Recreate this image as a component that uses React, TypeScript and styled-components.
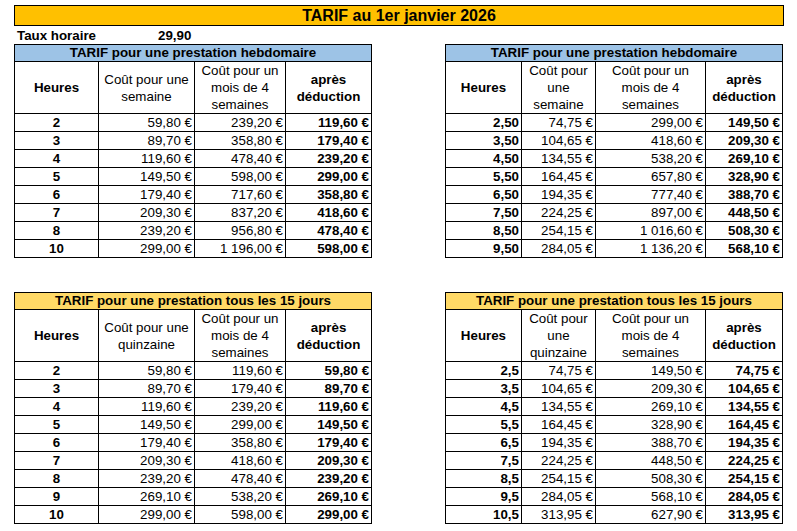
import React from "react";
import styled, { createGlobalStyle } from "styled-components";

const RATE_CENTS = 2990;

const GlobalStyle = createGlobalStyle`
  html, body {
    margin: 0;
    padding: 0;
    background: #ffffff;
  }
  body {
    font-family: "Liberation Sans", Arial, sans-serif;
    color: #000000;
  }
`;

const Page = styled.div`
  width: 770px;
  padding: 5px 0 0 14px;
  display: flex;
  flex-direction: column;
`;

const TitleBar = styled.div`
  height: 19px;
  background: #ffc000;
  border: 1px solid #000;
  font-size: 16px;
  font-weight: 700;
  line-height: 19px;
  text-align: center;
`;

const RateRow = styled.div`
  display: flex;
  height: 18px;
  align-items: center;
  font-size: 13.33px;
  font-weight: 700;
  padding-left: 3px;

  .label {
    width: 141px;
  }
`;

const TablesRow = styled.div<{ $top?: number }>`
  display: flex;
  justify-content: space-between;
  width: 769px;
  margin-top: ${(p) => p.$top ?? 0}px;
`;

const PriceTable = styled.table<{ $width: number }>`
  width: ${(p) => p.$width}px;
  border-collapse: collapse;
  table-layout: fixed;
  font-size: 13.33px;

  td,
  th {
    border: 1px solid #000;
    padding: 0 2px;
    overflow: hidden;
    white-space: nowrap;
  }
`;

const TitleCell = styled.th<{ $bg: string }>`
  background: ${(p) => p.$bg};
  height: 16px;
  line-height: 16px;
  font-weight: 700;
  text-align: center;
`;

const HeadCell = styled.th<{ $bold?: boolean }>`
  height: 50px;
  line-height: 17px;
  font-weight: ${(p) => (p.$bold ? 700 : 400)};
  text-align: center;
  vertical-align: middle;
`;

const HoursCell = styled.td<{ $align: "center" | "right" }>`
  height: 17px;
  line-height: 17px;
  font-weight: 700;
  text-align: ${(p) => p.$align};
`;

const AmountCell = styled.td<{ $bold?: boolean }>`
  height: 17px;
  line-height: 17px;
  text-align: right;
  font-weight: ${(p) => (p.$bold ? 700 : 400)};
`;

const formatEuro = (cents: number): string => {
  const euros = Math.floor(cents / 100);
  const rest = String(cents % 100).padStart(2, "0");
  const grouped = String(euros).replace(/\B(?=(\d{3})+(?!\d))/g, " ");
  return `${grouped},${rest} €`;
};

type Row = { hours: string; first: number; month: number; after: number };

const buildRows = (
  tenths: number[],
  decimals: number,
  monthFactor: number,
  afterFactor: number
): Row[] =>
  tenths.map((t) => {
    const first = t * (RATE_CENTS / 10);
    return {
      hours: (t / 10).toFixed(t % 10 === 0 && decimals === 0 ? 0 : decimals).replace(".", ","),
      first,
      month: first * monthFactor,
      after: first * afterFactor,
    };
  });

type TableProps = {
  title: string;
  color: string;
  width: number;
  cols: number[];
  firstHead: string[];
  hoursAlign: "center" | "right";
  rows: Row[];
};

const Tarif: React.FC<TableProps> = ({ title, color, width, cols, firstHead, hoursAlign, rows }) => (
  <PriceTable $width={width}>
    <colgroup>
      {cols.map((w, i) => (
        <col key={i} style={{ width: w }} />
      ))}
    </colgroup>
    <thead>
      <tr>
        <TitleCell colSpan={4} $bg={color}>
          {title}
        </TitleCell>
      </tr>
      <tr>
        <HeadCell $bold>Heures</HeadCell>
        <HeadCell>
          {firstHead.map((l, i) => (
            <div key={i}>{l}</div>
          ))}
        </HeadCell>
        <HeadCell>
          <div>Coût pour un</div>
          <div>mois de 4</div>
          <div>semaines</div>
        </HeadCell>
        <HeadCell $bold>
          <div>après</div>
          <div>déduction</div>
        </HeadCell>
      </tr>
    </thead>
    <tbody>
      {rows.map((r) => (
        <tr key={r.hours}>
          <HoursCell $align={hoursAlign}>{r.hours}</HoursCell>
          <AmountCell>{formatEuro(r.first)}</AmountCell>
          <AmountCell>{formatEuro(r.month)}</AmountCell>
          <AmountCell $bold>{formatEuro(r.after)}</AmountCell>
        </tr>
      ))}
    </tbody>
  </PriceTable>
);

const LEFT_COLS = [84, 96, 91, 86];
const RIGHT_COLS = [76, 74, 110, 77];

export default function App() {
  return (
    <>
      <GlobalStyle />
      <Page>
        <TitleBar>TARIF au 1er janvier 2026</TitleBar>
        <RateRow>
          <span className="label">Taux horaire</span>
          <span>29,90</span>
        </RateRow>
        <TablesRow>
          <Tarif
            title="TARIF pour une prestation hebdomaire"
            color="#9dc3e6"
            width={357}
            cols={LEFT_COLS}
            firstHead={["Coût pour une", "semaine"]}
            hoursAlign="center"
            rows={buildRows([20, 30, 40, 50, 60, 70, 80, 100], 0, 4, 2)}
          />
          <Tarif
            title="TARIF pour une prestation hebdomaire"
            color="#9dc3e6"
            width={337}
            cols={RIGHT_COLS}
            firstHead={["Coût pour", "une", "semaine"]}
            hoursAlign="right"
            rows={buildRows([25, 35, 45, 55, 65, 75, 85, 95], 2, 4, 2)}
          />
        </TablesRow>
        <TablesRow $top={34}>
          <Tarif
            title="TARIF pour une prestation tous les 15 jours"
            color="#ffd966"
            width={357}
            cols={LEFT_COLS}
            firstHead={["Coût pour une", "quinzaine"]}
            hoursAlign="center"
            rows={buildRows([20, 30, 40, 50, 60, 70, 80, 90, 100], 0, 2, 1)}
          />
          <Tarif
            title="TARIF pour une prestation tous les 15 jours"
            color="#ffd966"
            width={337}
            cols={RIGHT_COLS}
            firstHead={["Coût pour", "une", "quinzaine"]}
            hoursAlign="right"
            rows={buildRows([25, 35, 45, 55, 65, 75, 85, 95, 105], 1, 2, 1)}
          />
        </TablesRow>
      </Page>
    </>
  );
}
===============
» **Work to be completed**
Look over the material above and show each line where "styled" appears.

» **Solved exercise**
Recreate this image as a component that uses React, TypeScript and styled-components.
import styled, { createGlobalStyle } from "styled-components";
const Page = styled.div`
const TitleBar = styled.div`
const RateRow = styled.div`
const TablesRow = styled.div<{ $top?: number }>`
const PriceTable = styled.table<{ $width: number }>`
const TitleCell = styled.th<{ $bg: string }>`
const HeadCell = styled.th<{ $bold?: boolean }>`
const HoursCell = styled.td<{ $align: "center" | "right" }>`
const AmountCell = styled.td<{ $bold?: boolean }>`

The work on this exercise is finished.